5. Organic Pinot Noir & Grilled Mushroom Burgers
Moving to a plant-based diet will be much easier if you are still able to get plenty of meaty flavours after the transition. This typically means incorporating mushrooms as much as possible, since the earthy tang of these fungi can act as a fine stand-in for steak, mince or almost any other red meat.
Grilling mushrooms, or even whacking them on the BBQ in the summer, will give you an ideal burger substitute which is healthier and better for the planet. You can pair an organic pinot noir, like the edition produced by Natura, with any number of mushroom dishes. Remember that mushrooms shrink when cooked, while the heartier versions can take longer than you might think to reach a point of readiness on the grill.
6. Organic Red Garnacha & Thai Green Curry
This Spanish grape variety is unusual amongst reds in offering a slight spiciness, accompanied by a hint of aniseed on the nose which means that it can make for some surprisingly effective pairings with lighter curries.
Thai green curry is a healthy-conscious alternative to some of the Indian dishes that might normally grace tables in the UK. It can be made with poultry, fish or even just vegetables, the latter of which gives you the best opportunity to cut down on calories and amp up the nutritional benefits. Use low fat coconut milk in order to retain the creaminess of the dish without impacting your waistline.
The Raimat Boira Organic Garnacha Catalunya should be one of the best wine and food pairings in this instance. It is not only robust, fragrant and almost herbal in its taste, but also packs in the roundness of red fruits and even a little floral hint to put out any fires that the curry may have started on your tongue.
7. Organic Champagne & Beetroot Bruschetta
Champagne is usually seen as indulgent, but with organic examples from the likes of Robert Barbichon, Andre Beaufort and Vincent Couche available, there is a low-sulphite option for those who want a bit of bubbly.
It is even possible to pair a glass of champagne with a dish that is healthy, seasonal and fairly filling, depending on the portion size you pick. If you are cooking fresh beetroot from scratch, which is always the best option from a taste perspective, you will be able to blanche them in boiling water in as little as five minutes. If you prefer a softer texture, boil them for around half an hour and the skin will fall away with ease.

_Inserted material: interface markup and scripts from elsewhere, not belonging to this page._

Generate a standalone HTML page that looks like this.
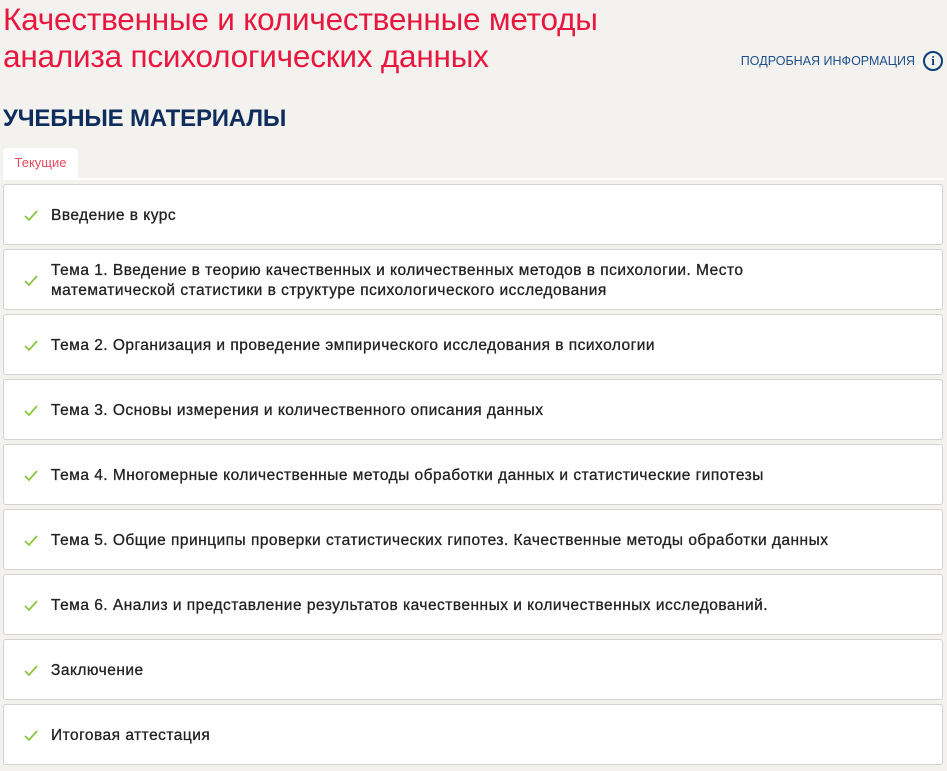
<!DOCTYPE html>
<html><head><meta charset="utf-8"><style>
body{margin:0;background:#f3f2ef;font-family:"Liberation Sans",sans-serif;width:947px;height:771px;overflow:hidden;position:relative}
h1{position:absolute;left:3px;top:1px;margin:0;font-weight:normal;color:#e8173f;font-size:31.5px;line-height:37px;letter-spacing:-0.2px}
.info{position:absolute;right:4px;top:51px;color:#1f4f8a;font-size:12.5px;display:flex;align-items:center;gap:8px}
.info .i{width:16px;height:16px;border:2px solid #0d3e7a;border-radius:50%;color:#0d3e7a;font-weight:bold;font-size:13px;text-align:center;line-height:16px;font-family:"Liberation Serif",serif}
h2{position:absolute;left:3px;top:105px;margin:0;font-size:24px;color:#0e2d5c;font-weight:bold;letter-spacing:-0.2px}
.tab{position:absolute;left:3px;top:148px;width:75px;height:30px;background:#fff;border-radius:4px 4px 0 0;color:#e84a5f;font-size:13px;line-height:30px;text-align:center}
.line{position:absolute;left:3px;right:3px;top:178px;height:2px;background:#fff}
.card{position:absolute;left:3px;width:938px;height:59px;background:#fff;border:1px solid #d3d3d3;border-radius:3px;display:flex;align-items:center;box-sizing:content-box}
.card svg{position:absolute;left:20px;top:50%;margin-top:-5px}
.card span{margin-left:47px;padding-top:3px;font-size:15.5px;letter-spacing:0.48px;color:#222;line-height:20px;-webkit-text-stroke:0.3px #222}
</style></head><body>
<h1>Качественные и количественные методы<br>анализа психологических данных</h1>
<div class="info">ПОДРОБНАЯ ИНФОРМАЦИЯ <div class="i">i</div></div>
<h2>УЧЕБНЫЕ МАТЕРИАЛЫ</h2>
<div class="tab">Текущие</div>
<div class="line"></div>
<div class="card" style="top:184px"><svg width="14" height="12"><path d="M1 6l4 4 8-9" fill="none" stroke="#8cc63f" stroke-width="1.8"/></svg><span>Введение в курс</span></div>
<div class="card" style="top:249px"><svg width="14" height="12"><path d="M1 6l4 4 8-9" fill="none" stroke="#8cc63f" stroke-width="1.8"/></svg><span>Тема 1. Введение в теорию качественных и количественных методов в психологии. Место<br>математической статистики в структуре психологического исследования</span></div>
<div class="card" style="top:314px"><svg width="14" height="12"><path d="M1 6l4 4 8-9" fill="none" stroke="#8cc63f" stroke-width="1.8"/></svg><span>Тема 2. Организация и проведение эмпирического исследования в психологии</span></div>
<div class="card" style="top:379px"><svg width="14" height="12"><path d="M1 6l4 4 8-9" fill="none" stroke="#8cc63f" stroke-width="1.8"/></svg><span>Тема 3. Основы измерения и количественного описания данных</span></div>
<div class="card" style="top:444px"><svg width="14" height="12"><path d="M1 6l4 4 8-9" fill="none" stroke="#8cc63f" stroke-width="1.8"/></svg><span>Тема 4. Многомерные количественные методы обработки данных и статистические гипотезы</span></div>
<div class="card" style="top:509px"><svg width="14" height="12"><path d="M1 6l4 4 8-9" fill="none" stroke="#8cc63f" stroke-width="1.8"/></svg><span>Тема 5. Общие принципы проверки статистических гипотез. Качественные методы обработки данных</span></div>
<div class="card" style="top:574px"><svg width="14" height="12"><path d="M1 6l4 4 8-9" fill="none" stroke="#8cc63f" stroke-width="1.8"/></svg><span>Тема 6. Анализ и представление результатов качественных и количественных исследований.</span></div>
<div class="card" style="top:639px"><svg width="14" height="12"><path d="M1 6l4 4 8-9" fill="none" stroke="#8cc63f" stroke-width="1.8"/></svg><span>Заключение</span></div>
<div class="card" style="top:704px"><svg width="14" height="12"><path d="M1 6l4 4 8-9" fill="none" stroke="#8cc63f" stroke-width="1.8"/></svg><span>Итоговая аттестация</span></div>
</body></html>
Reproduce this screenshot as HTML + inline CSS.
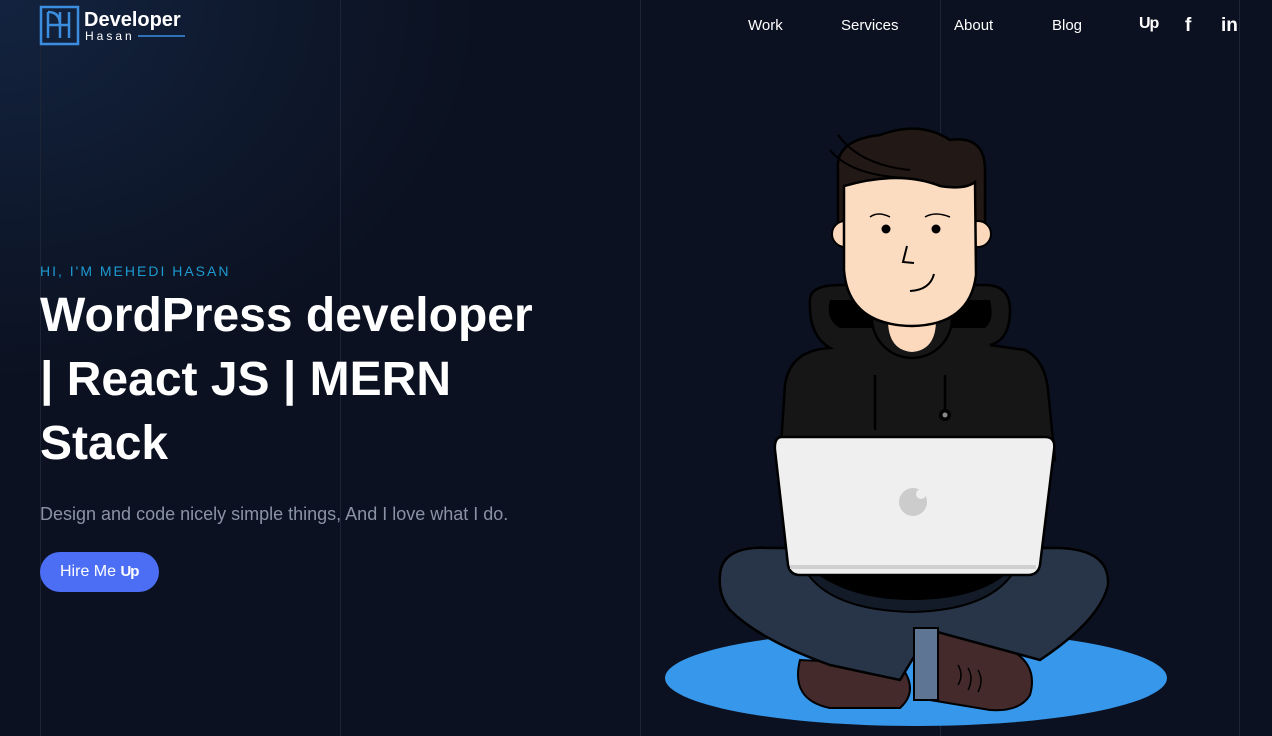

Toast a couple of slices of crusty bread, rub with a clove of garlic, at a drizzle of olive oil, top with the chopped beetroot, a little red onion and a few crushed basil leaves. A slice of goats’ cheese to top it off will be our little secret.
8. Organic Merlot & Jambalaya
The marriage of merlot and red meat is well established and indeed any dish which has big flavours and punchy sauces will work in tandem with this wine variety. Terra Viva produces an especially mouth-watering organic merlot which you might want to match with Jambalaya.
The healthiness of this Cajun dish comes in part from its use of brown rice, with which you can combine skinless chicken, celery, green pepper, chopped tomatoes and seasoning, along with plenty of prawns for that authentic jambalaya finish. This can be as spicy or mild as you like, although giving it a bit of a kick is always worthwhile.
Working out the right wine and food pairings if you are trying to eat more healthily might seem like a bit of a nightmare. Luckily you can make a few smart decisions, like opting for organic wines and avoiding high calorie ingredients, to simplify this whole process.
The concept of healthy wines is not a misnomer, with organic production techniques making a real difference. The more organic wines UK residents buy, the more the market will accommodate this trend and the more varieties will be available without any nasty chemicals involved in their creation. Vote with your wallet and you can make organic wines more relevant, whether you are a fan of lighter salads, leaner meat dishes, curries, BBQs, Italian classics or any of the other examples covered here.